**GIVEN INFORMATION**.
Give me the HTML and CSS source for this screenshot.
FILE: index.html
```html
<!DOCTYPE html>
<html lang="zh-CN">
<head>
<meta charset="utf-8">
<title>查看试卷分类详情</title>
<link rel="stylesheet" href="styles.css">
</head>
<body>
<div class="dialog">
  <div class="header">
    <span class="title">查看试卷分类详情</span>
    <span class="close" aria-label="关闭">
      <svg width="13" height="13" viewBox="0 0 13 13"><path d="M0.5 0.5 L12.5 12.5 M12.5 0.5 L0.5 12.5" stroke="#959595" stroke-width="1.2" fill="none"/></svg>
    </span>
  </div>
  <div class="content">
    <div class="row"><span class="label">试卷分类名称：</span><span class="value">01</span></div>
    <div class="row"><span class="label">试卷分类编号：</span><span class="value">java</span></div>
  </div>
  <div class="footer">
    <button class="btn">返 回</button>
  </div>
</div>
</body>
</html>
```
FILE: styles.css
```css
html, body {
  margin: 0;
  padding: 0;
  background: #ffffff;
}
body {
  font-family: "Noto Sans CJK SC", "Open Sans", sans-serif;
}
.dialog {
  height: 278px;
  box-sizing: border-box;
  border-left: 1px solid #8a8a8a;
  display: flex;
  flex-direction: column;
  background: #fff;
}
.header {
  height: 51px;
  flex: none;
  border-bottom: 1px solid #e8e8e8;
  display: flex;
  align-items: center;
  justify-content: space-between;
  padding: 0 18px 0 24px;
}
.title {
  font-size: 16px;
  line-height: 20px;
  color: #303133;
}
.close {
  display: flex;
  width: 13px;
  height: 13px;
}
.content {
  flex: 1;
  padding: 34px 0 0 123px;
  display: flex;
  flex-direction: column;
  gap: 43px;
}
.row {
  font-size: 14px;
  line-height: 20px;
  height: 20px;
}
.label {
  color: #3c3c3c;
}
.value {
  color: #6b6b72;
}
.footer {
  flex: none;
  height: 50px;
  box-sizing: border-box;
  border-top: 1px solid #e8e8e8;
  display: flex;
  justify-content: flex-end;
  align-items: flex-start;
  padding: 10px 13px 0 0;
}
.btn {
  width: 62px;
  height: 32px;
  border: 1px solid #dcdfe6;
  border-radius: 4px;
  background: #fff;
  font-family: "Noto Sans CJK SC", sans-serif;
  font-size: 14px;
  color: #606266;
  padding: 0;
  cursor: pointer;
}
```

**STATED TASK**.
Please reproduce every line of the material word for word.

**SOLUTION FOR THIS TASK**.
Give me the HTML and CSS source for this screenshot.
FILE: index.html
```html
<!DOCTYPE html>
<html lang="zh-CN">
<head>
<meta charset="utf-8">
<title>查看试卷分类详情</title>
<link rel="stylesheet" href="styles.css">
</head>
<body>
<div class="dialog">
  <div class="header">
    <span class="title">查看试卷分类详情</span>
    <span class="close" aria-label="关闭">
      <svg width="13" height="13" viewBox="0 0 13 13"><path d="M0.5 0.5 L12.5 12.5 M12.5 0.5 L0.5 12.5" stroke="#959595" stroke-width="1.2" fill="none"/></svg>
    </span>
  </div>
  <div class="content">
    <div class="row"><span class="label">试卷分类名称：</span><span class="value">01</span></div>
    <div class="row"><span class="label">试卷分类编号：</span><span class="value">java</span></div>
  </div>
  <div class="footer">
    <button class="btn">返 回</button>
  </div>
</div>
</body>
</html>
```
FILE: styles.css
```css
html, body {
  margin: 0;
  padding: 0;
  background: #ffffff;
}
body {
  font-family: "Noto Sans CJK SC", "Open Sans", sans-serif;
}
.dialog {
  height: 278px;
  box-sizing: border-box;
  border-left: 1px solid #8a8a8a;
  display: flex;
  flex-direction: column;
  background: #fff;
}
.header {
  height: 51px;
  flex: none;
  border-bottom: 1px solid #e8e8e8;
  display: flex;
  align-items: center;
  justify-content: space-between;
  padding: 0 18px 0 24px;
}
.title {
  font-size: 16px;
  line-height: 20px;
  color: #303133;
}
.close {
  display: flex;
  width: 13px;
  height: 13px;
}
.content {
  flex: 1;
  padding: 34px 0 0 123px;
  display: flex;
  flex-direction: column;
  gap: 43px;
}
.row {
  font-size: 14px;
  line-height: 20px;
  height: 20px;
}
.label {
  color: #3c3c3c;
}
.value {
  color: #6b6b72;
}
.footer {
  flex: none;
  height: 50px;
  box-sizing: border-box;
  border-top: 1px solid #e8e8e8;
  display: flex;
  justify-content: flex-end;
  align-items: flex-start;
  padding: 10px 13px 0 0;
}
.btn {
  width: 62px;
  height: 32px;
  border: 1px solid #dcdfe6;
  border-radius: 4px;
  background: #fff;
  font-family: "Noto Sans CJK SC", sans-serif;
  font-size: 14px;
  color: #606266;
  padding: 0;
  cursor: pointer;
}
```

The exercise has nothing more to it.